Parallel execution of CREATE DATABASE statements result to an error but not on separate SQL Server instance

2 observations:

1. Since the underlying issue has something to do with concurrency, and access to a "resource" which at a key point only allows a single, but not a concurrent, accessor, it's unsurprising that you might be getting differing results on two different machines when executing highly concurrent scenarios under load. Further, SQL Server Engine differences might be involved. All of this is just par for the course for trying to figure out and debug concurrency issues, especially with an engine involved that has its own very strong notions of concurrency.

2. Rather than going against the grain of the situation by trying to make something work or fully explain a situation, when things are empirically not working, why not change approach by designing for cleaner handling of the problem?
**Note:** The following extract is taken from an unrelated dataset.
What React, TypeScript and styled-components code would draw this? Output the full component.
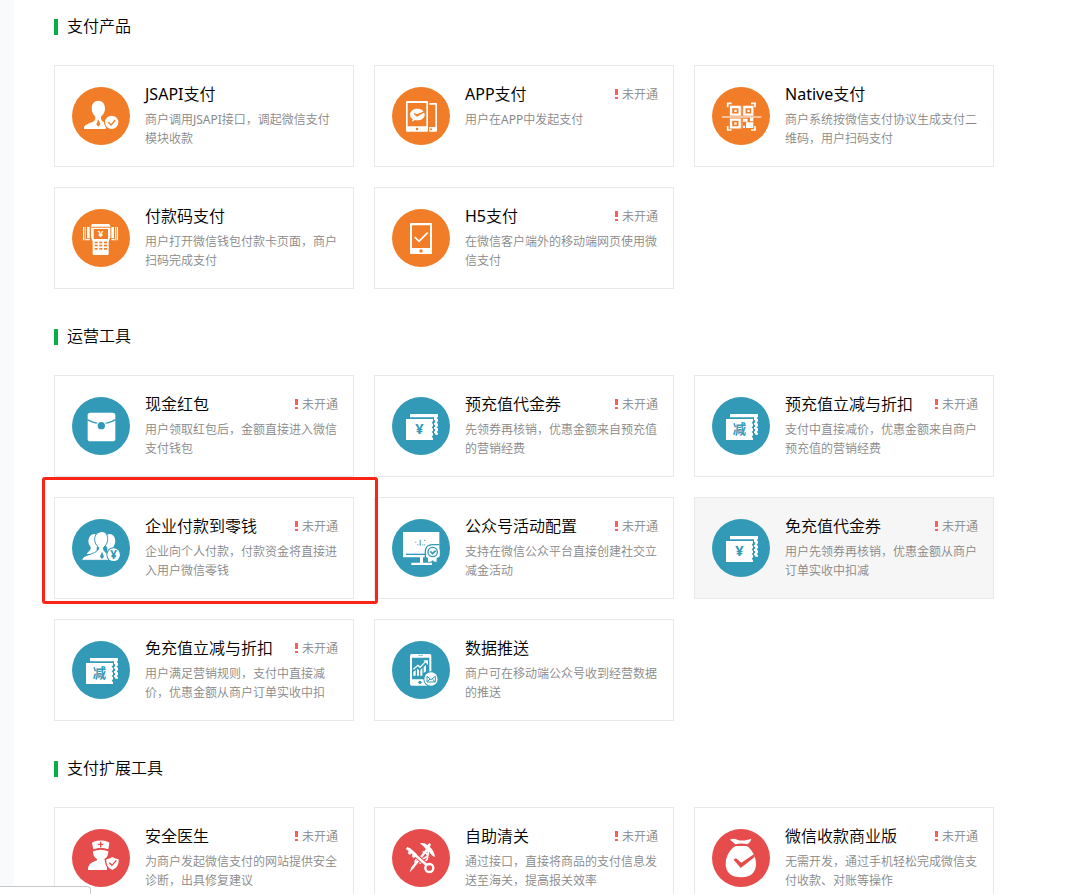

   • One option: acknowledge the reality of SQL Server's need to have a exclusive lock on model db by regulating access via some kind of concurrency synchronization mechanism--a System.Threading.Monitor sounds about right for what is happening here and it would allow you to control what happens when there is a timeout, with a timeout of your choosing. This will help prevent the kind of locked up type scenario that may be happening on the SQL Server end, which would be an explanation for the current "timeouts" symptom (although stress load might be the sole explanation).

   • Another option: See if you can design in such a way that you don't need to synchronize at all. Get to a point where you never request more than one database create simultaneously. Some kind of queue of the create requests--and the queue is guaranteed to be serviced by, say, only one thread--with requesting tasks doing async/await patterns on the result of the creates.

Either way, you are going to have situations where this slows down to a crawl under stress testing, with super stressed loads causing failure. The key questions are:

• Can your design handle some multiple of the likely worst case load and still show acceptable performance?
• If failure does occur, is your response to the failure "controlled" in a way that you have designed for.